— Start of PROVIDED MATERIAL —
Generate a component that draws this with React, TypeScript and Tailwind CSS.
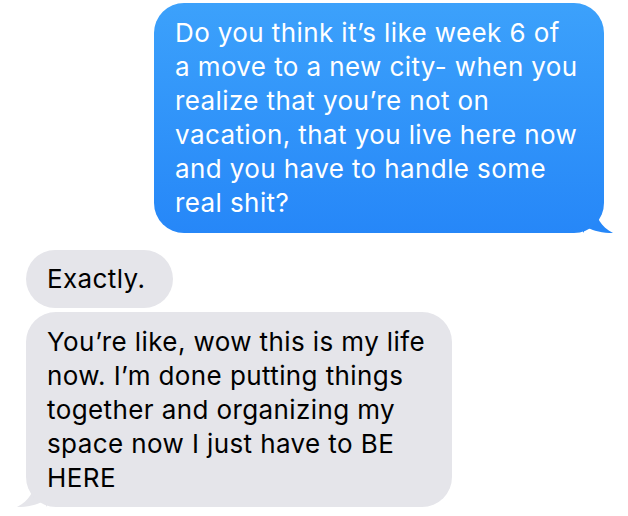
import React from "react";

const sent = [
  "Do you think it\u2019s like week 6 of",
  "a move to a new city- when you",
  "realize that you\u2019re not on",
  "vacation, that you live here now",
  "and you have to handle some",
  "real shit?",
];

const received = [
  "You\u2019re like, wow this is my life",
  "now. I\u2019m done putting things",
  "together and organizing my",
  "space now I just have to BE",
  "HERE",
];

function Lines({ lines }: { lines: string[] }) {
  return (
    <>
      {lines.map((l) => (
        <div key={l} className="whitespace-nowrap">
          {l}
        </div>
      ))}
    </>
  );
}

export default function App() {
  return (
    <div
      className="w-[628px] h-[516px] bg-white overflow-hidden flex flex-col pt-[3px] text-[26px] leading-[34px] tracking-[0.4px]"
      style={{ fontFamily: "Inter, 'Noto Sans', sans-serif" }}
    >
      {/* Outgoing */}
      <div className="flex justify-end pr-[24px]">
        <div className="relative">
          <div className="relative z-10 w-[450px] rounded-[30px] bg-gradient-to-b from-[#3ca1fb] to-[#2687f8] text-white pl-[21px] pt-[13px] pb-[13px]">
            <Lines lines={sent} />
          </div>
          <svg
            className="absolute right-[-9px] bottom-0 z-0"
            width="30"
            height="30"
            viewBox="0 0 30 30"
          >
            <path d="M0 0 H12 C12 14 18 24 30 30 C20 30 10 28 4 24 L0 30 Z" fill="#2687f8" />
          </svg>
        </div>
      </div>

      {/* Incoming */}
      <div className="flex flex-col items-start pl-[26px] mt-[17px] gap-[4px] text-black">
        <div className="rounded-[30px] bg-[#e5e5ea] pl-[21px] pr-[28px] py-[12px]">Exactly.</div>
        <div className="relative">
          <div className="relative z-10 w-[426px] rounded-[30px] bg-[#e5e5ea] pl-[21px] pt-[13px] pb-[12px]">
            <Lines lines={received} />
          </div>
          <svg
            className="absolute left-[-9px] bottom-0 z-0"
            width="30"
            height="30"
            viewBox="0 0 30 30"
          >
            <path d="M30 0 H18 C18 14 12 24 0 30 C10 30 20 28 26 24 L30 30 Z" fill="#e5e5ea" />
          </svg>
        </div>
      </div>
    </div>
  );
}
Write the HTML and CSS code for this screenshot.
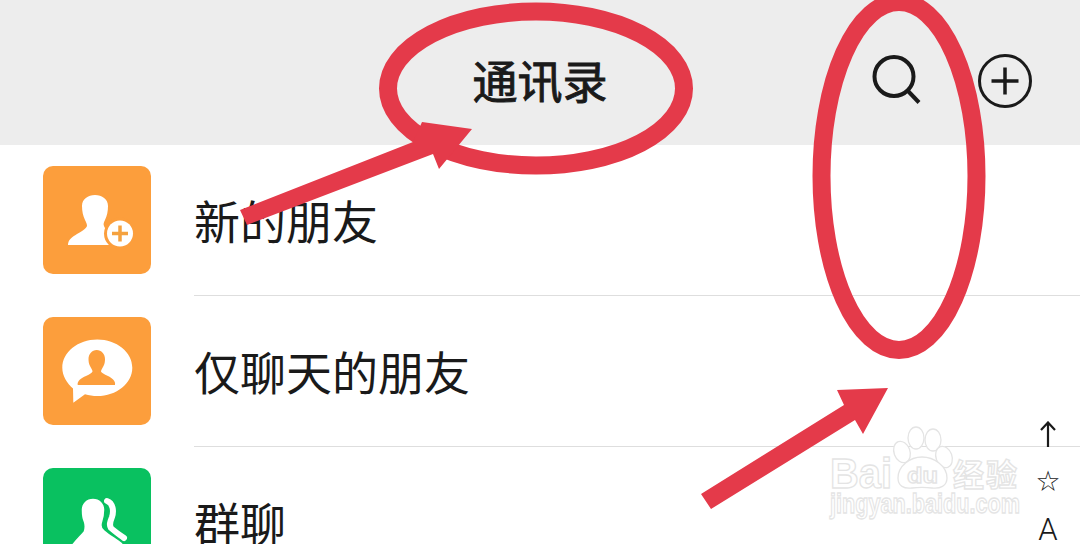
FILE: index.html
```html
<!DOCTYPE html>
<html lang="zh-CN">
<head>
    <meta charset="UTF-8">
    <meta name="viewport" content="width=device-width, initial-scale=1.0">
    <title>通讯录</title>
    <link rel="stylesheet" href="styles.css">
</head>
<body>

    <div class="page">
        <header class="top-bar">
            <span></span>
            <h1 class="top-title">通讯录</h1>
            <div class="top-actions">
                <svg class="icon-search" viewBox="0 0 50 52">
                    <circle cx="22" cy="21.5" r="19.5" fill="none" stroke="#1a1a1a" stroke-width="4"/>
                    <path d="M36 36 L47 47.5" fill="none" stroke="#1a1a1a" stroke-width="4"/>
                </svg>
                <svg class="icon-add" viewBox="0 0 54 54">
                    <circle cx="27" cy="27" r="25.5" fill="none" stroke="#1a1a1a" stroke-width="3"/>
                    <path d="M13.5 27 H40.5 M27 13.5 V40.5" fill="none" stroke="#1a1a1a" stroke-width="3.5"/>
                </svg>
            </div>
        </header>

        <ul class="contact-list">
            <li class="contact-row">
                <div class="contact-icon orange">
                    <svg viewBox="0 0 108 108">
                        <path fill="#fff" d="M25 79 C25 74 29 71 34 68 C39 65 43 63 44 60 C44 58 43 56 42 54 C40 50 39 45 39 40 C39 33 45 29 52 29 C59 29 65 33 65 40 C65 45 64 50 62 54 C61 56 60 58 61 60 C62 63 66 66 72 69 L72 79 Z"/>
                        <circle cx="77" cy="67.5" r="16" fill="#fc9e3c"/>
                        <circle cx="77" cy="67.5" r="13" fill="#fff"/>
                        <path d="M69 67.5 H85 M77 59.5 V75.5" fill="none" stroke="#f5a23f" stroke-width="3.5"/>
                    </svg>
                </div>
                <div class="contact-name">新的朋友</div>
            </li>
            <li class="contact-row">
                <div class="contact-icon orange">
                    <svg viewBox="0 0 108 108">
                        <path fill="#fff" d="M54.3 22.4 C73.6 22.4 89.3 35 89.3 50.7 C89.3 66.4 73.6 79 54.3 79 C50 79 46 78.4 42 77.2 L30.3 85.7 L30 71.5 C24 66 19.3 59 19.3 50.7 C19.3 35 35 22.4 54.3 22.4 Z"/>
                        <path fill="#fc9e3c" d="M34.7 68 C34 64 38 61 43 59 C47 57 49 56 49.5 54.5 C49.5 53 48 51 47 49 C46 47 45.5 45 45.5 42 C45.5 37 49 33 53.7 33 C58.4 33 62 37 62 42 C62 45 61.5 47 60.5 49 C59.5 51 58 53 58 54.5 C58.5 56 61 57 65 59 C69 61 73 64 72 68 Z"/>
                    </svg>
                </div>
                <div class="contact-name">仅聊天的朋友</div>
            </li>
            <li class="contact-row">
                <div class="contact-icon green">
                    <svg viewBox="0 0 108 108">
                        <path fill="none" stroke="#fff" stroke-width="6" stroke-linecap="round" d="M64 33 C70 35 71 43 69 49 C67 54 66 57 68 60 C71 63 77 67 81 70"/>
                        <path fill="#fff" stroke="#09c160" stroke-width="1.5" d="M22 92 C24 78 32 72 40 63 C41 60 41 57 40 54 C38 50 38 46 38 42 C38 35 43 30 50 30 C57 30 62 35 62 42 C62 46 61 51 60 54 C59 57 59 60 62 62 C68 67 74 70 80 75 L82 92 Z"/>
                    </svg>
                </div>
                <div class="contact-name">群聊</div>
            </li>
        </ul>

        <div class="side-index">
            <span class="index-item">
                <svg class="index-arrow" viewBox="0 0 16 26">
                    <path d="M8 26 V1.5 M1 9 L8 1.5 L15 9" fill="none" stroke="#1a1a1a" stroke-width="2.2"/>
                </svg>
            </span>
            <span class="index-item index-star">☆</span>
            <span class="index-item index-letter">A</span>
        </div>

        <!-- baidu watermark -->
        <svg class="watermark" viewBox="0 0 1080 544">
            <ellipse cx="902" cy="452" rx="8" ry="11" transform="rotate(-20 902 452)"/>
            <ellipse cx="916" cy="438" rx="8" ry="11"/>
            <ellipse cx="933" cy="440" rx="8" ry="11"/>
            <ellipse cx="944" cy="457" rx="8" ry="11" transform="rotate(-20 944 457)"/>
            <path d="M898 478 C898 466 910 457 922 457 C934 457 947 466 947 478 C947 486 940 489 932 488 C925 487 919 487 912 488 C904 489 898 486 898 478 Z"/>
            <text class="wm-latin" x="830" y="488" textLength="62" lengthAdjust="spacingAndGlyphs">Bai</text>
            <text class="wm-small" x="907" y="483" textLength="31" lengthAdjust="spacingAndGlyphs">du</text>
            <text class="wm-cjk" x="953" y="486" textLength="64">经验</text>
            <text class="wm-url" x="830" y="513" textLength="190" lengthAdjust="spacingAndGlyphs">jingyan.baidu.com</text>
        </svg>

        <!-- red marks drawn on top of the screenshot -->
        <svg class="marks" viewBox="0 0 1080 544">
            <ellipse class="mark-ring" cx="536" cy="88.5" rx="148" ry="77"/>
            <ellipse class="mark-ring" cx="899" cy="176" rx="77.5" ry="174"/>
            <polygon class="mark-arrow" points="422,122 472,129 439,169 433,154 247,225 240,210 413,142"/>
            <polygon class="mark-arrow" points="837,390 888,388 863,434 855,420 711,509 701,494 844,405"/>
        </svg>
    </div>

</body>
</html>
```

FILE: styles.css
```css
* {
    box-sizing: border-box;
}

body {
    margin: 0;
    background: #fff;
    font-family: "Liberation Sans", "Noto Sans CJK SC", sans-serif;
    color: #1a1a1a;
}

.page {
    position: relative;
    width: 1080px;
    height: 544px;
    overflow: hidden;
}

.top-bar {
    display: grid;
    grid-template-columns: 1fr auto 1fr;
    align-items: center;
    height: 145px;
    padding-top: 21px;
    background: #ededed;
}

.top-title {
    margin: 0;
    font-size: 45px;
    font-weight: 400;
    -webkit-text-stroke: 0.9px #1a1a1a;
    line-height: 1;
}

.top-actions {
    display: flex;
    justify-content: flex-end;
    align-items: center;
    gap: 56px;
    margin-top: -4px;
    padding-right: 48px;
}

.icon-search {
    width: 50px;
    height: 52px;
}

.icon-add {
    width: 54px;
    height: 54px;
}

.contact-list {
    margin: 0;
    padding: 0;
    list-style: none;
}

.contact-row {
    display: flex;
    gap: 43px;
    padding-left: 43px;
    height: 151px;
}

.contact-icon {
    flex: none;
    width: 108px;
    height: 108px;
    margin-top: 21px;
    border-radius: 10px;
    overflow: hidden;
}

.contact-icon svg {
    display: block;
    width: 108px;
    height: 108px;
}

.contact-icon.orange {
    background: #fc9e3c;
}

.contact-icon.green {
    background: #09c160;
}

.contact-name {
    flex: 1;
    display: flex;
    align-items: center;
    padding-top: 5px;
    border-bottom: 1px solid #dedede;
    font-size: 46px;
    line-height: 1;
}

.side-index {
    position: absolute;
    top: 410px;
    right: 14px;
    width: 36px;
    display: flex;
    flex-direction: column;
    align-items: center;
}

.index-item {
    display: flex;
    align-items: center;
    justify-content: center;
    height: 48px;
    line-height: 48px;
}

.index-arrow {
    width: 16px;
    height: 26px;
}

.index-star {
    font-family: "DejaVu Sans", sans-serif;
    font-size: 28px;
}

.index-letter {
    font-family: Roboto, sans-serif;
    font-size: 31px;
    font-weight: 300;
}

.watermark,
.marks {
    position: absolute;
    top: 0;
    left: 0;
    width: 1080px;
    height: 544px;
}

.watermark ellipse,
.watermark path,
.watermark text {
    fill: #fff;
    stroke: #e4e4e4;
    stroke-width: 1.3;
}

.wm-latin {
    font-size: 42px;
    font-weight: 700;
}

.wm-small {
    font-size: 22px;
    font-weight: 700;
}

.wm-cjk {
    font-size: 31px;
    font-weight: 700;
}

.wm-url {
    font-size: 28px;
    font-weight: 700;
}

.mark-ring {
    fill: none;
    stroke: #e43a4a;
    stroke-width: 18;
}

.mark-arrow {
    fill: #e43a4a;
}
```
— End of PROVIDED MATERIAL —
## PROBLEM TO WORK ON
Gather each line of the records holding the string "React".

## SOLUTION TO THE PROBLEM
Generate a component that draws this with React, TypeScript and Tailwind CSS.
import React from "react";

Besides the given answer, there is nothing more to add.